Eveline de Klerk
WALVIS BAY – A Swakopmund woman can finally breathe a sigh of relief as the town council resolved to have the particulars of her bigamist husband removed as co-owner of her Build Together house in Mondesa.
Aune Nghinanamunhu (52) has been struggling since 2019 to be the sole owner of the house she bought from the council in 2010 as she feared he would one day come back and demand co-ownership of the house she has been paying for by herself.
Narrating her ordeal to New Era yesterday, Nghinanamunhu said she married Gerson Walaula on 9 February 2007 in the Walvis Bay Magistrate’s Court, not knowing that he had already married another woman in 2006.
“I only found out in 2010 when I gave birth to our daughter. He did not come to see us in hospital, but his sister did, and told me that he was moving to Angola with his first wife”, she narrated yesterday.
She thus opened a case of bigamy on 13 December 2016 against him at the Walvis Bay police station after finally getting proof that he was indeed married. She also approached the Swakopmund town council in 2016, where her husband admitted that he was already married.
He allegedly left shortly after admitting that he was married.
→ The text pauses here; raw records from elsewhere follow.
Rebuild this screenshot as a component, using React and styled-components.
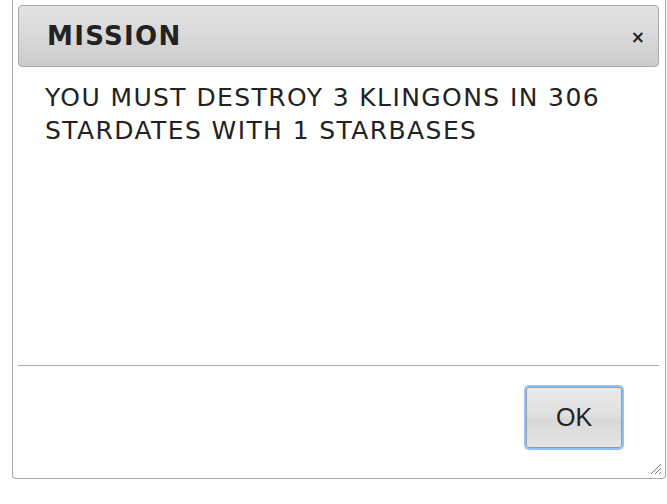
import React from "react";
import styled, { createGlobalStyle } from "styled-components";

const Global = createGlobalStyle`
  html, body {
    margin: 0;
    padding: 0;
    background: #ffffff;
  }
`;

const Page = styled.div`
  width: 667px;
  height: 504px;
  padding: 0 1px 0 12px;
  box-sizing: border-box;
`;

const Dialog = styled.div`
  position: relative;
  width: 654px;
  height: 479px;
  box-sizing: border-box;
  border: 1px solid #aaaaaa;
  border-top: none;
  border-radius: 0 0 4px 4px;
  padding: 5px 6px 0 5px;
  display: flex;
  flex-direction: column;
  background: #ffffff;
  font-family: "DejaVu Sans", Verdana, sans-serif;
  color: #222222;
`;

const TitleBar = styled.div`
  height: 62px;
  box-sizing: border-box;
  border: 1px solid #aaaaaa;
  border-radius: 4px;
  background: linear-gradient(#e2e2e2, #dadada 45%, #cccccc);
  display: flex;
  align-items: center;
  justify-content: space-between;
  padding: 0 13px 0 28px;
`;

const Title = styled.span`
  font-weight: bold;
  font-size: 26px;
  letter-spacing: 1.3px;
  color: #222222;
`;

const Close = styled.span`
  font-size: 17px;
  font-weight: bold;
  line-height: 1;
  color: #222222;
  margin-top: 2px;
`;

const Content = styled.div`
  flex: 1;
  padding: 14px 20px 0 27px;
  font-size: 25px;
  letter-spacing: 1.4px;
  line-height: 33px;
  color: #222222;
`;

const ButtonPane = styled.div`
  height: 113px;
  box-sizing: border-box;
  border-top: 1px solid #aaaaaa;
  display: flex;
  justify-content: flex-end;
  align-items: flex-start;
  padding: 21px 37px 0 0;
`;

const Button = styled.button`
  width: 96px;
  height: 61px;
  box-sizing: border-box;
  border: 1px solid #999999;
  border-radius: 3px;
  background: linear-gradient(#e9e9e9, #e0e0e0 45%, #d8d8d8 55%, #e6e6e6);
  box-shadow: 0 0 0 2px #8fc3fb;
  font-family: "Liberation Sans", Arial, sans-serif;
  font-size: 25px;
  color: #222222;
  padding: 0;
  outline: none;
`;

const Grip = styled.svg`
  position: absolute;
  right: 3px;
  bottom: 3px;
`;

export default function App() {
  return (
    <Page>
      <Global />
      <Dialog>
        <TitleBar>
          <Title>MISSION</Title>
          <Close>×</Close>
        </TitleBar>
        <Content>
          YOU MUST DESTROY 3 KLINGONS IN 306
          <br />
          STARDATES WITH 1 STARBASES
        </Content>
        <ButtonPane>
          <Button>OK</Button>
        </ButtonPane>
        <Grip width="12" height="12" viewBox="0 0 12 12">
          <path d="M11 1 L1 11 M11 5 L5 11 M11 9 L9 11" stroke="#777" strokeWidth="1" />
        </Grip>
      </Dialog>
    </Page>
  );
}
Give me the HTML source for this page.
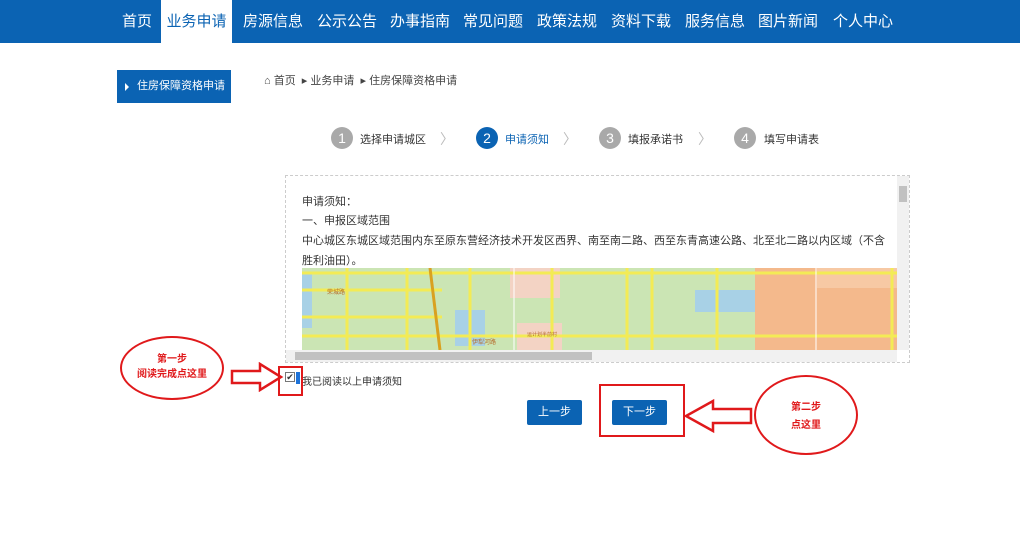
<!DOCTYPE html>
<html><head><meta charset="utf-8"><style>
*{margin:0;padding:0;box-sizing:border-box}
body{width:1020px;height:558px;background:#fff;font-family:"Liberation Sans","Noto Sans CJK SC",sans-serif;position:relative;overflow:hidden;color:#333}
.nav{position:absolute;left:0;top:0;width:1020px;height:43px;background:#0b63b3}
.nav span{position:absolute;top:0;height:43px;line-height:43px;color:#fff;font-size:15px}
.nav .act{background:#fff;color:#0b63b3;padding:0 6px;left:161px;width:71px;text-align:center;padding:0}
.abs{position:absolute}
.side{left:117px;top:70px;width:114px;height:33px;background:#0b63b3;color:#fff;font-size:11px;line-height:33px;padding-left:20px}
.side:before{content:"";position:absolute;left:8px;top:13px;border-left:4px solid #fff;border-top:4px solid transparent;border-bottom:4px solid transparent}
.crumb{left:264px;top:72px;font-size:11px;color:#444}
.circ{position:absolute;width:22px;height:22px;border-radius:50%;background:#a9a9a9;color:#fff;font-size:14px;text-align:center;line-height:22px;top:127px}
.st{position:absolute;top:131px;font-size:11px;color:#333}
.chev{position:absolute;top:129px;color:#bbb;font-size:14px}
.box{left:285px;top:175px;width:625px;height:188px;border:1px dashed #ccc}
.txt{position:absolute;left:302px;font-size:11px;color:#333}
.btn{position:absolute;top:400px;width:55px;height:25px;background:#0b63b3;color:#fff;font-size:11px;text-align:center;line-height:25px;border-radius:2px}
.red{position:absolute;border:2px solid #e0191b}
.ell{position:absolute;border:2px solid #e0191b;border-radius:50%;color:#e0191b;font-size:10px;font-weight:bold;text-align:center}
</style></head><body>
<div class="nav">
<span style="left:122px">首页</span>
<span class="act">业务申请</span>
<span style="left:243px">房源信息</span>
<span style="left:317px">公示公告</span>
<span style="left:390px">办事指南</span>
<span style="left:463px">常见问题</span>
<span style="left:537px">政策法规</span>
<span style="left:611px">资料下载</span>
<span style="left:685px">服务信息</span>
<span style="left:758px">图片新闻</span>
<span style="left:833px">个人中心</span>
</div>
<div class="abs side">住房保障资格申请</div>
<div class="abs crumb">⌂ 首页 &nbsp;▸ 业务申请 &nbsp;▸ 住房保障资格申请</div>

<div class="circ" style="left:331px">1</div><div class="st" style="left:360px">选择申请城区</div><div class="chev" style="left:440px">〉</div>
<div class="circ" style="left:476px;background:#0b63b3">2</div><div class="st" style="left:505px;color:#0b63b3">申请须知</div><div class="chev" style="left:563px">〉</div>
<div class="circ" style="left:599px">3</div><div class="st" style="left:628px">填报承诺书</div><div class="chev" style="left:698px">〉</div>
<div class="circ" style="left:734px">4</div><div class="st" style="left:764px">填写申请表</div>

<div class="abs box"></div>
<div class="txt" style="top:193px">申请须知：</div>
<div class="txt" style="top:212px">一、申报区域范围</div>
<div class="txt" style="top:232px">中心城区东城区域范围内东至原东营经济技术开发区西界、南至南二路、西至东青高速公路、北至北二路以内区域（不含</div>
<div class="txt" style="top:252px">胜利油田）。</div>
<svg class="abs" style="left:302px;top:268px" width="595" height="82">
<rect width="595" height="82" fill="#cbe5b4"/>
<rect x="208" y="0" width="50" height="30" fill="#f3d3c4"/>
<rect x="215" y="55" width="45" height="27" fill="#f3d3c4"/>
<rect x="453" y="0" width="142" height="82" fill="#f4b98c"/>
<rect x="515" y="0" width="80" height="20" fill="#f7c9a4"/>
<rect x="0" y="5" width="10" height="55" fill="#a8d1e6"/>
<rect x="153" y="42" width="30" height="36" fill="#a8d1e6"/>
<rect x="393" y="22" width="60" height="22" fill="#a8d1e6"/>
<g stroke="#f3eb55" stroke-width="3" fill="none">
<path d="M0 5H595M0 22H140M0 49H140M0 68H595M45 0V82M105 0V82M168 0V82M250 0V82M325 0V82M350 0V82M415 0V82M590 0V82"/>
</g>
<path d="M128 0L138 82" stroke="#d9a120" stroke-width="3"/>
<path d="M212 0V82M514 0V82" stroke="#fff" stroke-width="1"/>
<text x="25" y="26" font-size="6" fill="#b56b2a">荣城路</text>
<text x="170" y="76" font-size="6" fill="#b56b2a">伊犁河路</text>
<text x="225" y="68" font-size="5" fill="#b56b2a">运计划半前村</text>
</svg>
<div class="abs" style="left:897px;top:176px;width:12px;height:174px;background:#f1f1f1"></div>
<div class="abs" style="left:899px;top:186px;width:8px;height:16px;background:#c1c1c1"></div>
<div class="abs" style="left:286px;top:350px;width:611px;height:12px;background:#f1f1f1"></div>
<div class="abs" style="left:295px;top:352px;width:297px;height:8px;background:#c1c1c1"></div>

<div class="abs" style="left:285px;top:372px;width:10px;height:10px;border:1px solid #777;background:#fff;font-size:9px;line-height:8px;text-align:center">✔</div>
<div class="abs" style="left:296px;top:372px;width:4px;height:12px;background:#1e73d8"></div>
<div class="txt" style="left:302px;top:373px;font-size:10px">我已阅读以上申请须知</div>
<div class="red" style="left:278px;top:366px;width:25px;height:30px"></div>

<div class="btn" style="left:527px">上一步</div>
<div class="btn" style="left:612px">下一步</div>
<div class="red" style="left:599px;top:384px;width:86px;height:53px"></div>

<div class="ell" style="left:120px;top:336px;width:104px;height:64px;padding-top:14px;line-height:15px">第一步<br>阅读完成点这里</div>
<div class="ell" style="left:754px;top:375px;width:104px;height:80px;padding-top:22px;line-height:18px">第二步<br>点这里</div>
<svg class="abs" style="left:230px;top:362px" width="54" height="30"><path d="M2 9H30V2L51 15L30 28V21H2Z" fill="none" stroke="#e0191b" stroke-width="2.5"/></svg>
<svg class="abs" style="left:683px;top:398px" width="70" height="36"><path d="M68 11H30V3L3 18L30 33V25H68Z" fill="none" stroke="#e0191b" stroke-width="2.5"/></svg>
</body></html>
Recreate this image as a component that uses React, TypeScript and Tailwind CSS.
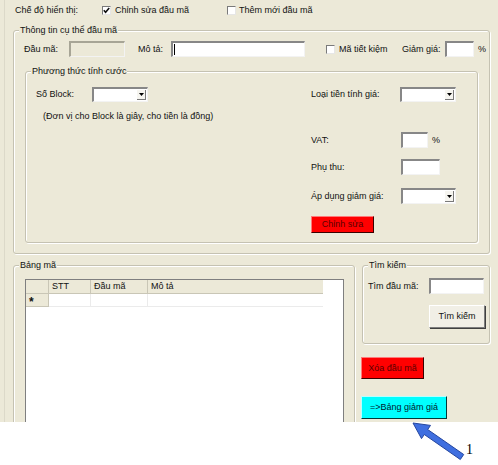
import React from "react";

function Group({ label, className, children }: { label: string; className: string; children?: React.ReactNode }) {
  return (
    <div className={`relative shrink-0 border border-[#C5C2B2] rounded-[3px] shadow-[inset_1px_1px_0_#ffffff,1px_1px_0_#ffffff] ${className}`}>
      <span className="absolute left-[5px] top-[-7px] px-[1px] bg-[#ECE9D8] leading-[12px] whitespace-nowrap">{label}</span>
      {children}
    </div>
  );
}

function TextBox({ className, children }: { className: string; children?: React.ReactNode }) {
  return (
    <div
      className={`shrink-0 h-[16px] flex items-center border-t-2 border-l-2 border-t-[#878787] border-l-[#878787] border-r border-b border-r-[#f3f3f3] border-b-[#f3f3f3] ${className}`}
    >
      {children}
    </div>
  );
}

function Combo({ className }: { className: string }) {
  return (
    <div
      className={`shrink-0 bg-white flex justify-end border-t-2 border-l-2 border-t-[#878787] border-l-[#878787] border-r border-b border-r-[#f3f3f3] border-b-[#f3f3f3] p-[1px] ${className}`}
    >
      <div className="w-[9px] h-full bg-[#f6f5f0] border-r border-b border-[#7a7a7a] flex items-center justify-center">
        <svg width="5" height="3" viewBox="0 0 5 3">
          <path d="M0 0H5L2.5 3Z" fill="#000" />
        </svg>
      </div>
    </div>
  );
}

function CheckBox({ checked }: { checked?: boolean }) {
  return (
    <div className="shrink-0 w-[9px] h-[9px] bg-white border-t border-l border-t-[#7a7a7a] border-l-[#7a7a7a] border-r border-b border-r-[#e6e6e6] border-b-[#e6e6e6] flex items-center justify-center">
      {checked && (
        <svg width="7" height="7" viewBox="0 0 7 7">
          <path d="M0.8 3.2L2.6 5.2L6.2 1" fill="none" stroke="#111" strokeWidth="1.6" />
        </svg>
      )}
    </div>
  );
}

export default function App() {
  return (
    <div className="relative w-[498px] h-[465px] bg-white text-[9px] leading-[11px] text-[#111] font-['Liberation_Sans',Arial,sans-serif] overflow-hidden">
      <div className="h-[422px] bg-[#ECE9D8] pl-[4px] overflow-hidden">
        <div className="h-full border-l border-[#DCD9C9] flex flex-col">
          {/* top row */}
          <div className="shrink-0 h-[20px] flex items-center pl-[10px]">
            <span className="w-[87px] shrink-0">Chế độ hiển thị:</span>
            <CheckBox checked />
            <span className="ml-[4px] w-[112px] shrink-0">Chỉnh sửa đầu mã</span>
            <CheckBox />
            <span className="ml-[3px]">Thêm mới đầu mã</span>
          </div>

          {/* Thông tin cụ thể đầu mã */}
          <Group label="Thông tin cụ thể đầu mã" className="mt-[10px] ml-[8px] w-[477px] h-[224px]">
            <div className="mt-[10px] h-[16px] flex items-center pl-[10px]">
              <span className="w-[45px] shrink-0">Đầu mã:</span>
              <TextBox className="w-[56px] bg-[#ECE9D8] border-r-[#d8d5c5] border-b-[#d8d5c5] border-t-[#a7a596] border-l-[#a7a596]" />
              <span className="ml-[13px] w-[33px] shrink-0">Mô tả:</span>
              <TextBox className="w-[134px] bg-white pl-[1px]">
                <div className="w-[1px] h-[11px] bg-black" />
              </TextBox>
              <div className="ml-[21px]">
                <CheckBox />
              </div>
              <span className="ml-[4px] w-[63px] shrink-0">Mã tiết kiệm</span>
              <span className="w-[43px] shrink-0">Giảm giá:</span>
              <TextBox className="w-[29px] bg-white" />
              <span className="ml-[4px]">%</span>
            </div>

            {/* Phương thức tính cước */}
            <Group label="Phương thức tính cước" className="ml-[11px] mt-[14px] w-[453px] h-[172px]">
              <div className="flex">
                <div className="w-[285px] shrink-0 pl-[10px]">
                  <div className="mt-[15px] h-[15px] flex items-center">
                    <span className="w-[56px] shrink-0">Số Block:</span>
                    <Combo className="w-[56px] h-[15px]" />
                  </div>
                  <div className="mt-[9px] pl-[7px] whitespace-nowrap">(Đơn vị cho Block là giây, cho tiền là đồng)</div>
                </div>
                <div className="flex flex-col">
                  <div className="mt-[15px] h-[15px] flex items-center">
                    <span className="w-[89px] shrink-0">Loại tiền tính giá:</span>
                    <Combo className="w-[56px] h-[15px]" />
                  </div>
                  <div className="mt-[30px] h-[16px] flex items-center">
                    <span className="w-[90px] shrink-0">VAT:</span>
                    <TextBox className="w-[27px] bg-white" />
                    <span className="ml-[4px]">%</span>
                  </div>
                  <div className="mt-[11px] h-[16px] flex items-center">
                    <span className="w-[90px] shrink-0">Phụ thu:</span>
                    <TextBox className="w-[39px] bg-white" />
                  </div>
                  <div className="mt-[13px] h-[16px] flex items-center">
                    <span className="w-[90px] shrink-0">Áp dụng giảm giá:</span>
                    <Combo className="w-[55px] h-[16px]" />
                  </div>
                  <div className="mt-[12px] w-[63px] h-[17px] bg-[#FF0000] border border-t-[#ff7a7a] border-l-[#ff7a7a] border-r-[#3a0000] border-b-[#3a0000] flex items-center justify-center text-[#5a0000]">
                    Chỉnh sửa
                  </div>
                </div>
              </div>
            </Group>
          </Group>

          {/* bottom */}
          <div className="mt-[11px] ml-[8px] flex items-start shrink-0">
            <Group label="Bảng mã" className="w-[342px] h-[200px]">
              <div className="ml-[11px] mt-[13px] w-[319px] h-[200px] bg-white border-l border-t border-r border-[#7f7f7f]">
                <div className="flex h-[14px]">
                  <div className="w-[23px] bg-[#ECE9D8] border-r border-b border-[#c9c6b6]" />
                  <div className="w-[42px] bg-[#ECE9D8] border-r border-b border-[#c9c6b6] pl-[3px] flex items-center">STT</div>
                  <div className="w-[57px] bg-[#ECE9D8] border-r border-b border-[#c9c6b6] pl-[3px] flex items-center">Đầu mã</div>
                  <div className="w-[175px] bg-[#ECE9D8] border-b border-[#c9c6b6] pl-[3px] flex items-center">Mô tả</div>
                </div>
                <div className="flex h-[13px]">
                  <div className="w-[23px] bg-[#ECE9D8] border-r border-b border-[#c9c6b6] pl-[3px] flex items-center text-[12px] font-bold leading-[12px] pt-[3px]">*</div>
                  <div className="w-[42px] border-r border-b border-[#ebebeb]" />
                  <div className="w-[57px] border-r border-b border-[#ebebeb]" />
                  <div className="w-[175px] border-b border-[#ebebeb]" />
                </div>
              </div>
            </Group>

            <div className="ml-[7px] flex flex-col shrink-0">
              <Group label="Tìm kiếm" className="w-[128px] h-[79px]">
                <div className="mt-[12px] h-[16px] pl-[5px] flex items-center">
                  <span className="w-[61px] shrink-0">Tìm đầu mã:</span>
                  <TextBox className="w-[55px] bg-white" />
                </div>
                <div className="mt-[11px] ml-[66px] w-[56px] h-[23px] bg-[#F1EFE6] border border-t-white border-l-white border-r-[#7d7d7d] border-b-[#7d7d7d] shadow-[1px_1px_0_#404040] flex items-center justify-center">
                  Tìm kiếm
                </div>
              </Group>
              <div className="mt-[13px] ml-[-1px] w-[63px] h-[22px] bg-[#FF0000] border border-t-[#ff7a7a] border-l-[#ff7a7a] border-r-[#3a0000] border-b-[#3a0000] flex items-center justify-center text-[#5a0000]">
                Xóa đầu mã
              </div>
              <div className="mt-[17px] ml-[-1px] w-[86px] h-[23px] bg-[#00FFFF] border border-t-[#b8ffff] border-l-[#b8ffff] border-r-[#003838] border-b-[#003838] flex items-center justify-center text-[#002030]">
                =&gt;Bảng giảm giá
              </div>
            </div>
          </div>
        </div>
      </div>

      {/* annotation arrow */}
      <svg className="absolute left-0 top-0 pointer-events-none" width="498" height="465" viewBox="0 0 498 465">
        <polygon
          points="413,423 430.5,425.4 427.7,429.5 463.7,454.5 460.3,459.5 424.3,434.5 421.5,438.6"
          fill="#3F6FE0"
          stroke="#24469F"
          strokeWidth="1"
          strokeLinejoin="round"
        />
      </svg>
      <span className="absolute left-[466px] top-[443px] text-[14px] leading-[14px] text-black font-['Liberation_Serif','Times_New_Roman',serif]">1</span>
    </div>
  );
}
As a result, she had to withdraw the case on 6 March 2019, seeing that he could not be traced by the police.
“My biggest fear was that he would one day come back and claim my property, as he had co-signed the documents. That is why I approached the municipality in 2019 again to have him removed from all my paperwork,” she continued.
Nghinanamunhu added that she has in the meantime also extended her home, and did not want him to benefit from her hard work. “It was really a struggle to have
him removed, as the process was also delayed by the Covid-19 outbreak. But I am finally happy that council has resolved that he be removed from the property so that I can be the sole owner,” she said.
According to court documents, Walaula was requested by the ministry of home affairs to provide proof within 19 days that his first marriage was dissolved, but failed to do so. As a result, his marriage to her was declared invalid in 2019. According to council documents, the chairperson of the management committee granted the general manager of corporate services permission to remove Walaula from the property documents, and also requested that the ministry of urban and rural development update the details accordingly.